Pelisson and Dubrule opened their first Novotel in 1967, built on a former beetroot field close to a motorway on the outskirts of Lille, in northern France, which became an instant success.

Within two years, they started two more, in the eastern city of Colmar and Marseille in the south. An Ibis hotel followed in 1974 in Bordeaux, in France’s southwest, the starting point for a network of budget hotels first in France, and then across Europe.

Their company, SIEH, invested in Africa, the Middle East and the Americas, and became Accor in 1983.

Their disruptive marketing methods included campaigns such as “A room for 99 francs” (15 euros) at the low cost Formule1 chain, now known as hotelF1.

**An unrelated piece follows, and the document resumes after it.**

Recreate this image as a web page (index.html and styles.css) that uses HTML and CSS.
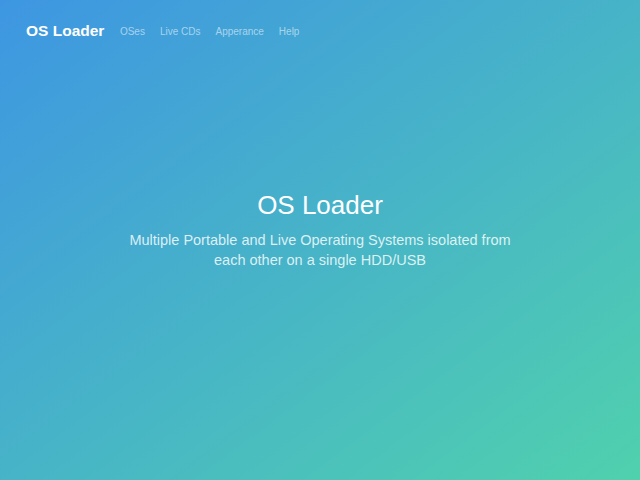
FILE: index.html
```html
<!DOCTYPE html>
<html>
<head>
<meta charset="utf-8">
<link rel="stylesheet" href="styles.css">
</head>
<body>
<div class="page">
  <nav class="navbar">
    <a class="brand" href="#">OS Loader</a>
    <ul class="nav">
      <li><a href="#">OSes</a></li>
      <li><a href="#">Live CDs</a></li>
      <li><a href="#">Apperance</a></li>
      <li><a href="#">Help</a></li>
    </ul>
  </nav>
  <main class="hero">
    <h1 class="title">OS Loader</h1>
    <p class="lead">Multiple Portable and Live Operating Systems isolated from each other on a single HDD/USB</p>
  </main>
</div>
</body>
</html>
```
FILE: styles.css
```css
html, body {
  margin: 0;
  padding: 0;
  height: 100%;
}
body {
  font-family: "Liberation Sans", Arial, sans-serif;
  color: #fff;
  background: linear-gradient(to bottom right, #3e96e2, #50d1ad);
}
.page {
  height: 100%;
  display: flex;
  flex-direction: column;
}
.navbar {
  display: flex;
  align-items: center;
  padding: 20px 26px 0 26px;
  height: 22px;
}
.brand {
  font-size: 15.5px;
  font-weight: bold;
  color: #fff;
  text-decoration: none;
  margin-right: 8px;
}
.nav {
  display: flex;
  list-style: none;
  margin: 0;
  padding: 0;
}
.nav a {
  display: block;
  padding: 0 7.5px;
  font-size: 10px;
  color: rgba(255, 255, 255, 0.55);
  text-decoration: none;
}
.hero {
  display: flex;
  flex-direction: column;
  align-items: center;
  text-align: center;
  padding-top: 147px;
}
.title {
  margin: 0;
  font-size: 26px;
  font-weight: normal;
  line-height: 32px;
}
.lead {
  margin: 9px 0 0 0;
  width: 390px;
  font-size: 14.5px;
  line-height: 20px;
  color: rgba(255, 255, 255, 0.82);
}
```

“We managed to create all the great projects because we were in agreement,” Pelisson once said about the business couple.

Their biographer, Henry Lang, said the two men enjoyed “a great complicity and extraordinary mutual respect”.

They also had “legendary shouting matches”, he said, “but only ever in private”.

Complicity, respect and legendary shouting matches: Pelisson (left) with business partner Paul Dubrule

Lang noted Pelisson could “lie through his teeth” during negotiations, “but it was always for the benefit of Accor”. He always kept his word, the biographer added.

Pelisson and Dubrule left Accor’s executive management in 1997 after an acquisition spree that began to weigh on the group’s finances, but co-led the supervisory board until 2005.

Pelisson loved good food and in 1998 teamed up with celebrity chef Paul Bocuse to take over the cooking school that later became the Paul Bocuse Institute.